§ **SET PROBLEM**
Your answer should be a single number: the count of lines holding the word "screenshot".

§ **RECORDS FOR THIS TASK**
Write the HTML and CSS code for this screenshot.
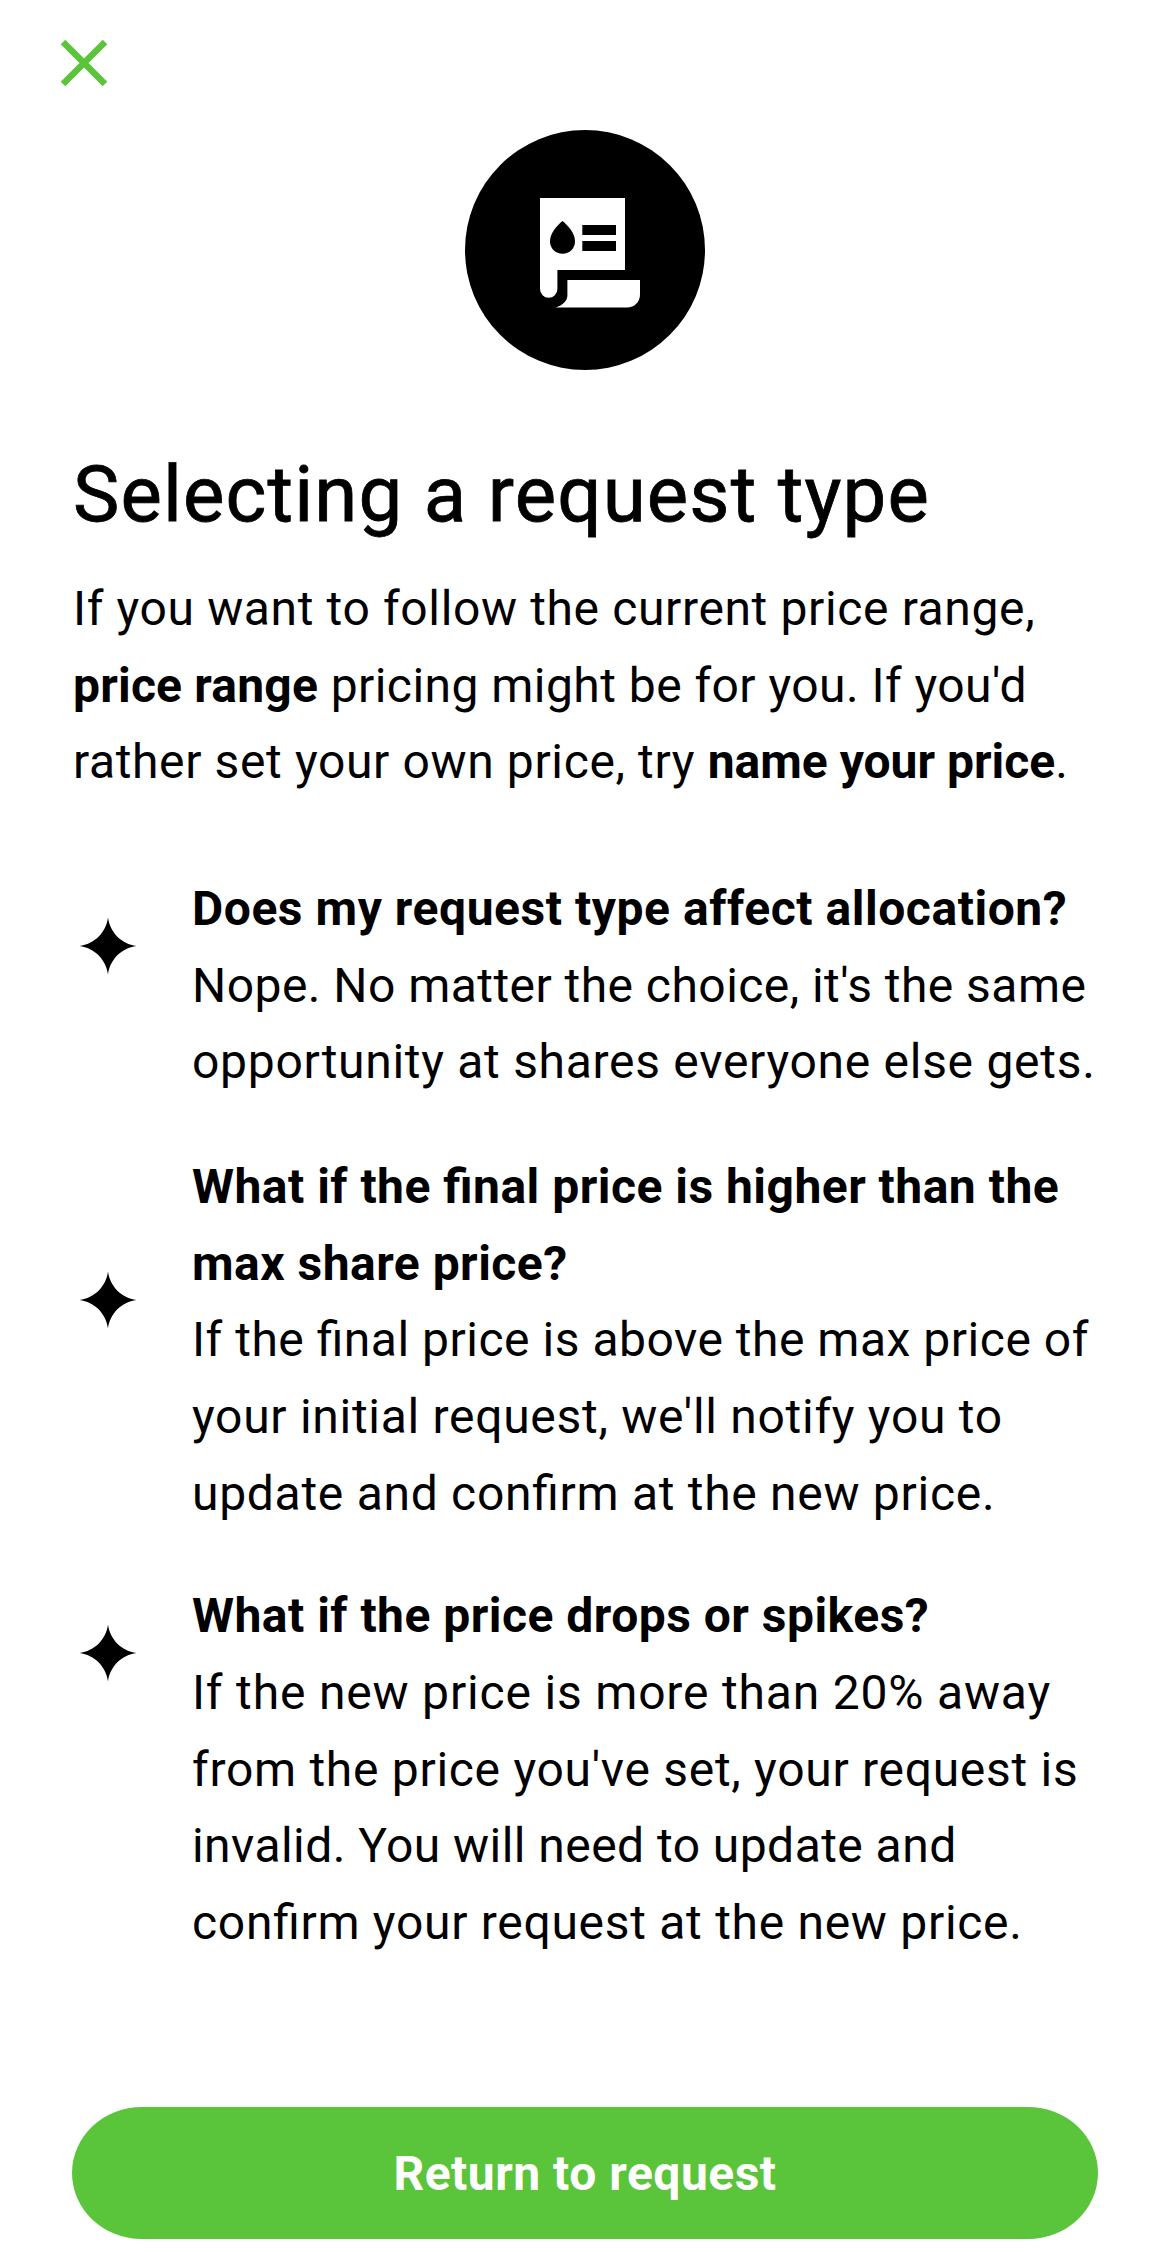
---
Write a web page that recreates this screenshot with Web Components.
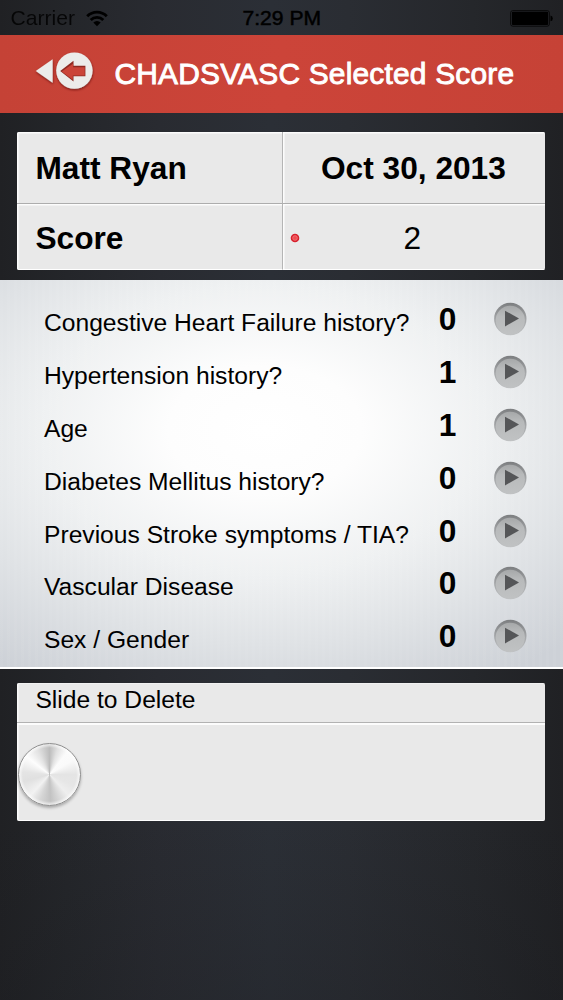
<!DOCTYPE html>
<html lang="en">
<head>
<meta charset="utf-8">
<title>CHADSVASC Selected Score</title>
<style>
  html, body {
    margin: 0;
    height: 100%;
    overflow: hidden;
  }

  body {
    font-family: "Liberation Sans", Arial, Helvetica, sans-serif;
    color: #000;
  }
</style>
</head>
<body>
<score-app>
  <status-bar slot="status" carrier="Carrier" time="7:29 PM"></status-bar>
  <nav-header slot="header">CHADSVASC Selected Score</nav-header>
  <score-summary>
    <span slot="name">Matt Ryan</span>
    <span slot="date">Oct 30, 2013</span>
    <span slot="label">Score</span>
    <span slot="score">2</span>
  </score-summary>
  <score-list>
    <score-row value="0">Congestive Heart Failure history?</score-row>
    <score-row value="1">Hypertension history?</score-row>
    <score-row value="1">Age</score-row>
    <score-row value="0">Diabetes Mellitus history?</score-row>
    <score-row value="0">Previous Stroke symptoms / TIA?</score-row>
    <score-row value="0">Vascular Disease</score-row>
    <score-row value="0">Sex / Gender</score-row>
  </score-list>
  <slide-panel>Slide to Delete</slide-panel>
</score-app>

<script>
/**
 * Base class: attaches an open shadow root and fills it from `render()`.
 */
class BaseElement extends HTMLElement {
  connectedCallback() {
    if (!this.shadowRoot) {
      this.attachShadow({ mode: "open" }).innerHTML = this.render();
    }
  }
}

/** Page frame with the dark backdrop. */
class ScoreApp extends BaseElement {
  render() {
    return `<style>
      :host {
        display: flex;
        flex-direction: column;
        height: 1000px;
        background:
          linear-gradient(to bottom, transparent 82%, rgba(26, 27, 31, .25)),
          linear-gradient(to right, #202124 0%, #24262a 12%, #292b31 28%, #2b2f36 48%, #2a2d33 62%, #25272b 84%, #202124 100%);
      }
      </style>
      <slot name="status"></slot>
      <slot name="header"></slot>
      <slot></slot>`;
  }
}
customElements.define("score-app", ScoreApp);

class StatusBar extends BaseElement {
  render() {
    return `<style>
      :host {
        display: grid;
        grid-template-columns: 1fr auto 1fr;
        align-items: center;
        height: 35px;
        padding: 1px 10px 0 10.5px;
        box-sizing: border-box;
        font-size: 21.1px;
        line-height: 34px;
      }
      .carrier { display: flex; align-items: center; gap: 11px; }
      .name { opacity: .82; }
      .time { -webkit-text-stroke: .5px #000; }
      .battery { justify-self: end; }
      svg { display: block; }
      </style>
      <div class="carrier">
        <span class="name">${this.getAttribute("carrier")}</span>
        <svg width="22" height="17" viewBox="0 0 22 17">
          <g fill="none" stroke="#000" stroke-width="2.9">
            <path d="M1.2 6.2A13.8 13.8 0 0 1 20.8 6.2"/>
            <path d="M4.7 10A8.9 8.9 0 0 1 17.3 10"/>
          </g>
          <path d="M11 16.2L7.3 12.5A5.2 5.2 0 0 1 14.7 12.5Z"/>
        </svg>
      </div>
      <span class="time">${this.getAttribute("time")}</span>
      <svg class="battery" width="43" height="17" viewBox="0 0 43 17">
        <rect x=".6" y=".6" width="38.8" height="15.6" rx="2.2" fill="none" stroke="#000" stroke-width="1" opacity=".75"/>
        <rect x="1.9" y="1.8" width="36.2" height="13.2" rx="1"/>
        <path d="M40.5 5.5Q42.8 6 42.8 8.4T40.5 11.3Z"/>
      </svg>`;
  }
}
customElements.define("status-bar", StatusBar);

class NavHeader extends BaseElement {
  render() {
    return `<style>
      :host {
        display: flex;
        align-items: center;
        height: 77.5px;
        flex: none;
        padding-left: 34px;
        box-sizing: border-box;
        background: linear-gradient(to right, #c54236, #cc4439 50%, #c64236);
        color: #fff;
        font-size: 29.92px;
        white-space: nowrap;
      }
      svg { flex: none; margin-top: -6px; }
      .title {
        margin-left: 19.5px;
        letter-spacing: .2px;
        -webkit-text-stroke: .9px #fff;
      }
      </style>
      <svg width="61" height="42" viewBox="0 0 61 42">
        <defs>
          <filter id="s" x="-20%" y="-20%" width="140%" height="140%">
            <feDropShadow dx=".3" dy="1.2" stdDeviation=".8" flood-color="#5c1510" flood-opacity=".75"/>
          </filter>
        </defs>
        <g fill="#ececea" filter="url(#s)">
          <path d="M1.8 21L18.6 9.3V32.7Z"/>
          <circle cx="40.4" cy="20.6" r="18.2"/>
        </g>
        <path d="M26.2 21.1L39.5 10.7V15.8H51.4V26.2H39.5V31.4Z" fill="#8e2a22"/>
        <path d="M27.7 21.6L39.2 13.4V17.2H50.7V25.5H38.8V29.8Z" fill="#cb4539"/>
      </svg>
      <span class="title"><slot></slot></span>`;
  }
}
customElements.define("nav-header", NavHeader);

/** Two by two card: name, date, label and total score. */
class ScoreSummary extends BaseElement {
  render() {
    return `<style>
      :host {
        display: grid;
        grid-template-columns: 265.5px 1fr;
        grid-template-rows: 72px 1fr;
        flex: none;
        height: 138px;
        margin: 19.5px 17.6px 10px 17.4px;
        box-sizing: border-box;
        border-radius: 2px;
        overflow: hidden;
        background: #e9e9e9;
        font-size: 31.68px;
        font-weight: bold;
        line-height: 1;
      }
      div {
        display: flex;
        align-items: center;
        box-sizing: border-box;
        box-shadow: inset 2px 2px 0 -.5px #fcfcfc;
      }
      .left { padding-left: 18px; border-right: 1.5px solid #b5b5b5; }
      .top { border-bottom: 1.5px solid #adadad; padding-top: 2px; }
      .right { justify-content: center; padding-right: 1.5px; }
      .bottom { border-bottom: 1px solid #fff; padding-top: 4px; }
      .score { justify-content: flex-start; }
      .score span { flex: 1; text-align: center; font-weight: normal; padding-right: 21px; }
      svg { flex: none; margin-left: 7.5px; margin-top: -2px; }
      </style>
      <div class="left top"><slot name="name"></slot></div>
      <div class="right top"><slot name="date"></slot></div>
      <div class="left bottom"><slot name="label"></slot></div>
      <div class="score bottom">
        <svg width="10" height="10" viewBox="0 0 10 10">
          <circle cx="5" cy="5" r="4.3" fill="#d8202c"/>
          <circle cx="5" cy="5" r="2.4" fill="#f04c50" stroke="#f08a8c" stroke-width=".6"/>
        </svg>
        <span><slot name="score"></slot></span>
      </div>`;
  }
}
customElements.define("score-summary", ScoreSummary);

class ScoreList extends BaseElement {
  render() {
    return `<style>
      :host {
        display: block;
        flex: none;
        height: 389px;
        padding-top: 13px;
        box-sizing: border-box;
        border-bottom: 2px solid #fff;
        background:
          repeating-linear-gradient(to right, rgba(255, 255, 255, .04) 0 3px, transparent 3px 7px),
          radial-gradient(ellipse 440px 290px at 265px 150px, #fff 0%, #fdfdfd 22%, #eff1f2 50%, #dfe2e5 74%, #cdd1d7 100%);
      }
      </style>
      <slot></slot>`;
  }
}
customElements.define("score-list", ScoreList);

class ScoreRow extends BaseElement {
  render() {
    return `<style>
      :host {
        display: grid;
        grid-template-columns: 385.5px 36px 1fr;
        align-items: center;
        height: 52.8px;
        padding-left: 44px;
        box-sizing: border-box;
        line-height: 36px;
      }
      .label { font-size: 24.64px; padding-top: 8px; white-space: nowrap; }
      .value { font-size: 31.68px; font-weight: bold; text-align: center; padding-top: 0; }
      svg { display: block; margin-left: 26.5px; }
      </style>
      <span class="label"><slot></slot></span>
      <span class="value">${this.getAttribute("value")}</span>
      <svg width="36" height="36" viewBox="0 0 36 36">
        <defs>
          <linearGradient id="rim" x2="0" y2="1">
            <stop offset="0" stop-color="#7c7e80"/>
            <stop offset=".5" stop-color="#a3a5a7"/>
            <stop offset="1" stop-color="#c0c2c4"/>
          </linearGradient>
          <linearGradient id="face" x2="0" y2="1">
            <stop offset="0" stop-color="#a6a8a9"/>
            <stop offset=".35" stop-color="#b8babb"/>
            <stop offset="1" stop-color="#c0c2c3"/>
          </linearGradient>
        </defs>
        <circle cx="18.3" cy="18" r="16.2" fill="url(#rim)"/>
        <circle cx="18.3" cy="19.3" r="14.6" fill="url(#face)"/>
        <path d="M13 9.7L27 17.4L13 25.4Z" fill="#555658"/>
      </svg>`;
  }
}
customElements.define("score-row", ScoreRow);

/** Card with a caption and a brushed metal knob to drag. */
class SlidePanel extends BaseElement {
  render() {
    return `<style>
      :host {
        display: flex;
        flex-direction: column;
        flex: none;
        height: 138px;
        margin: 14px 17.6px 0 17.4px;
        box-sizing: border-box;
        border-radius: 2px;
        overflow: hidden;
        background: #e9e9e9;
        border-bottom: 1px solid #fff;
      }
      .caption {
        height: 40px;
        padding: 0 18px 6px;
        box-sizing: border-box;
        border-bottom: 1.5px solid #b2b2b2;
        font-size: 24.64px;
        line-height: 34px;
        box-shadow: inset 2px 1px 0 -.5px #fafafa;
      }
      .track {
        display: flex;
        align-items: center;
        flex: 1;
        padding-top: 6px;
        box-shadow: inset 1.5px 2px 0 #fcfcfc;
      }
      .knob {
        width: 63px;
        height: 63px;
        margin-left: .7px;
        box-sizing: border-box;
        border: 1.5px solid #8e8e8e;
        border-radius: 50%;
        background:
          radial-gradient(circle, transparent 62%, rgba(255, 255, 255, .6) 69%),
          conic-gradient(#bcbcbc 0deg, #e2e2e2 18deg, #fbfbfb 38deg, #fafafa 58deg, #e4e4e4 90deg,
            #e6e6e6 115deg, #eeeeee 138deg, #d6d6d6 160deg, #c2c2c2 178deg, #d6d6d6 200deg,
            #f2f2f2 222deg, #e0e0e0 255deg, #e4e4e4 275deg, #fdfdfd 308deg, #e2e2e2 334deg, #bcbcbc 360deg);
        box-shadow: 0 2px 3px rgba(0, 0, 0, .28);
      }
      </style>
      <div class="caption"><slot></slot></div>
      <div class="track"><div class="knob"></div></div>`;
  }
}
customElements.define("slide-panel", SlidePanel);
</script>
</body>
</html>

§ **ANSWER**
2